Name the bunches of critters

In researching an article on eagles, I remembered a group of them was not technically called a flock. So, I researched the proper English terms for collective groups of animals, and sure enough … a group of eagles is known as a convocation!

Some of the English naming of collective animal groups goes back hundreds of years, and some make little sense in today’s world.

All my life, I have called a group of buffalo a herd. Wrong. In proper terminology, they are known as a gang or obstinacy. I don’t want to be obstinate, but if the buffalo being described are North American, they are actually bison.

Some groups like bees (swarm) and bats (colony) I knew off hand. But, when referring to a group of bears, one should say a sloth or a sleuth.

Camels are naturally called a caravan, and who would know a group of cats are known as a clowder or a glaring. Kittens should be referred to as a litter or a kindle unless they are wild cats, then they should be referred to as a destruction, which somehow seems appropriate.

A slithering mass of cobras is known as a quiver. (Makes me quiver!)

A group of crocodiles is known as a bask. That makes sense as I have seen basking crocodiles on TV sunning themselves on the riverbanks in Africa. I assume the term would also apply to alligators, but they didn’t make the list.

Dogs are a pack and puppies a litter, but who came up with drove for a group of donkeys? I know someone who holds the reins and guides a team pulling a wagon is sometimes called a drover. But, it sounds pretty nonsensical to say, “the drover drove a drove.”

For elephants, it sounds right to call them a parade. Elk are naturally a herd or a gang but, a business of ferrets or a cast of falcons?

A school of fish, I understand, and maybe a stand of flamingos.
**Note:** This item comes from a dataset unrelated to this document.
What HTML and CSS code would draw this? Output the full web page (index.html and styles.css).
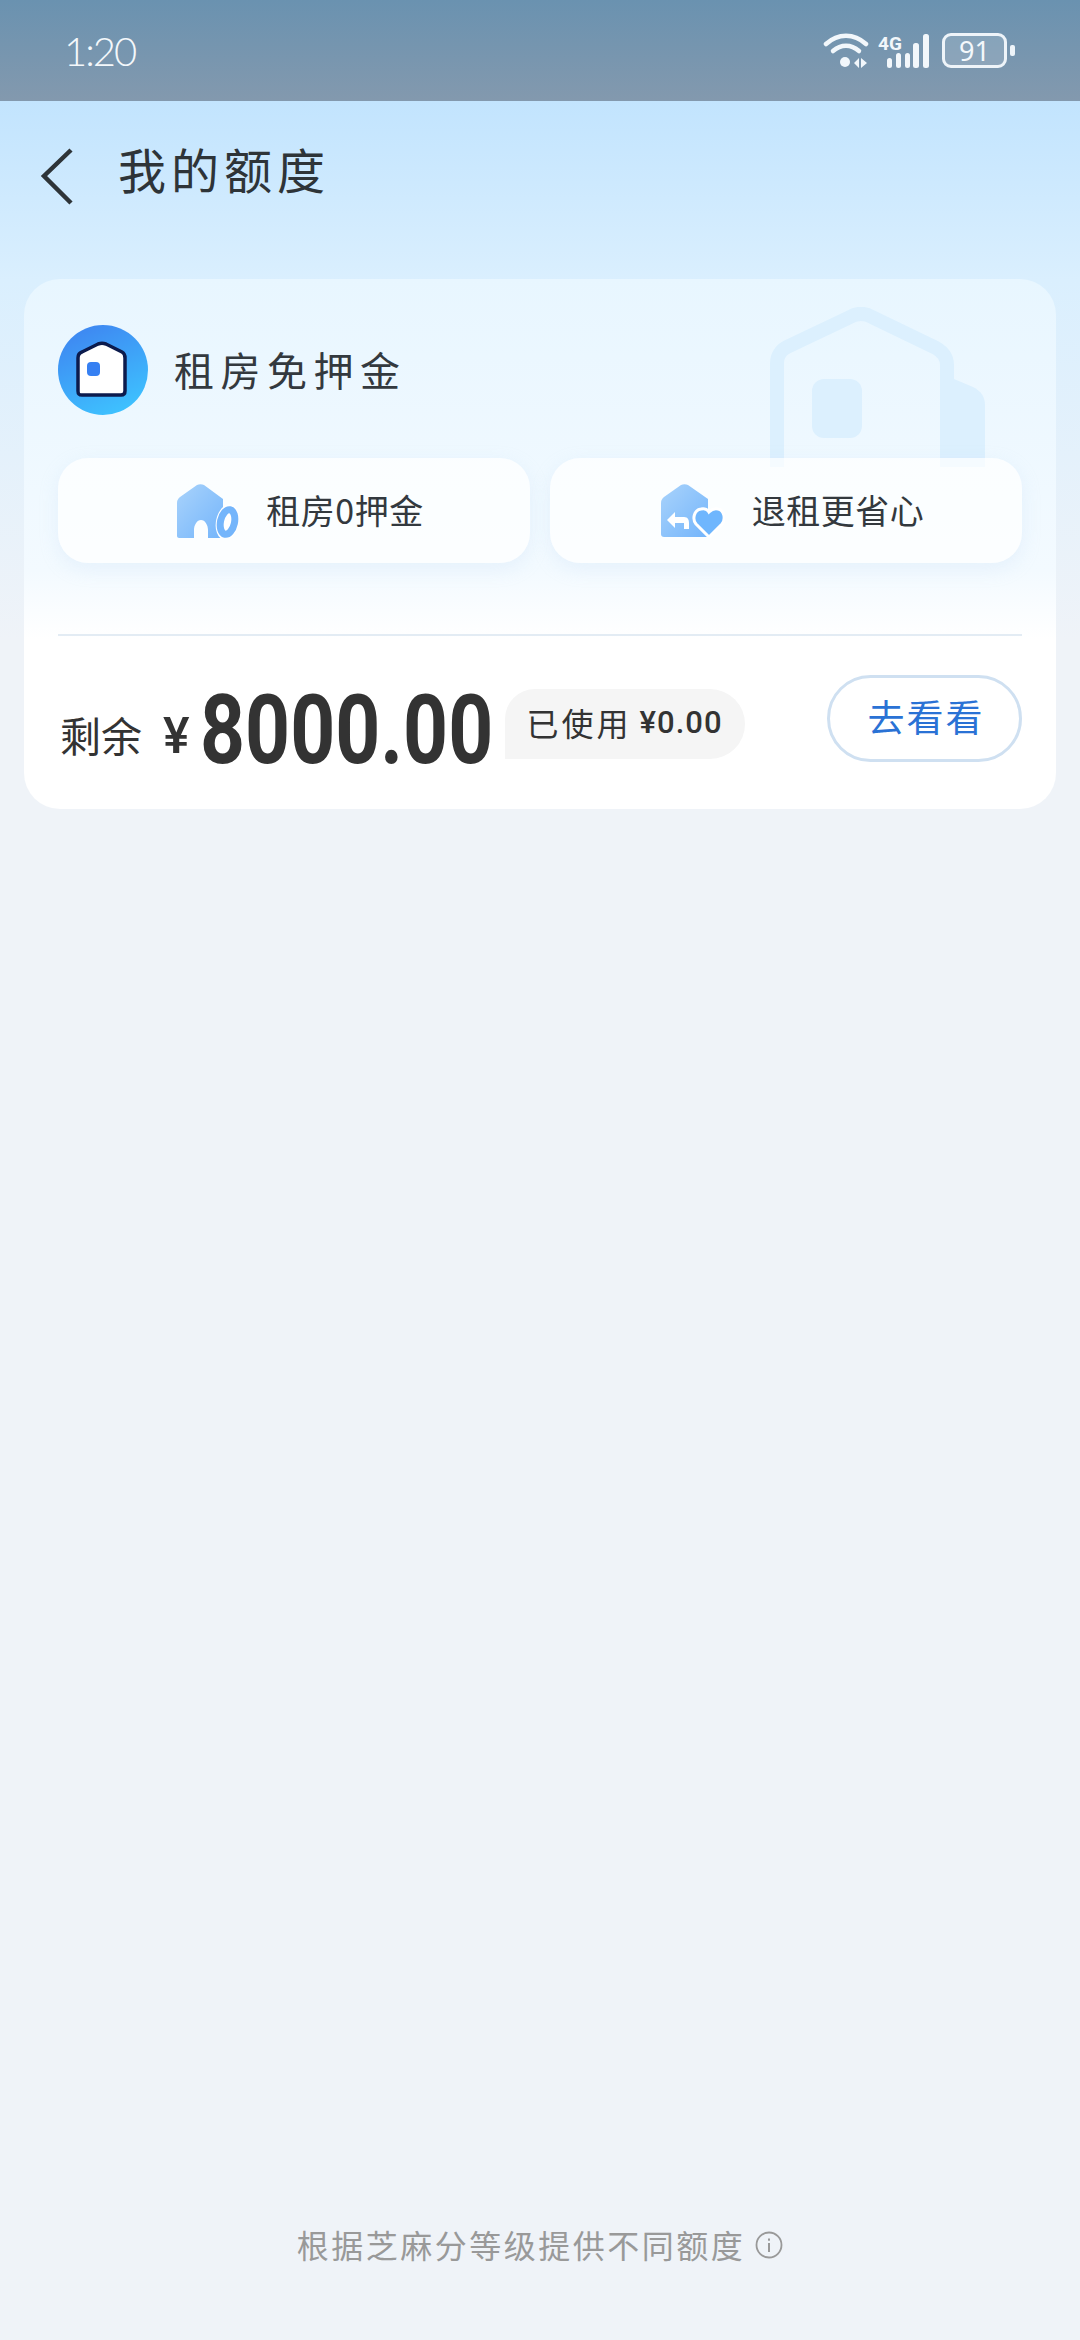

Old timers sometimes call a bunch of a geese a gaggle, but why are a group of fox a charm?

I’ve been on many a night’s gigging foray, but I have never heard my outdoor associates refer to a bunch of frogs as an army.

A band of gorillas is fine, and probably would be descriptive of chimps as well. I can see a group of giraffes being referred to as a tower because of their height. But whoever came up with collective names for many African critters was a little sketchy! Who would know a bloat is a group of hippos?

Hyenas are a cackle, jaguars a shadow, and it’s a leap of leopards.

Pride of lions makes sense, but a conspiracy of lemurs and a labor of moles? My wife has been doing a lot of laboring in our yard and garden leveling out mole mounds, but at the supper table, I’m not mentioning the irony of the collective term.

What about a pandemonium of parrots?

A prickle of porcupines I can understand.

Edgar Allen Poe would be on board with the label given a group of ravens as an unkindness.

A group of owls a parliament, which makes sense as most governing bodies are a group of bird brains. While I have heard a group of apes referred to as a congress, they are officially listed as a shrewdness, but I’m not going to go there.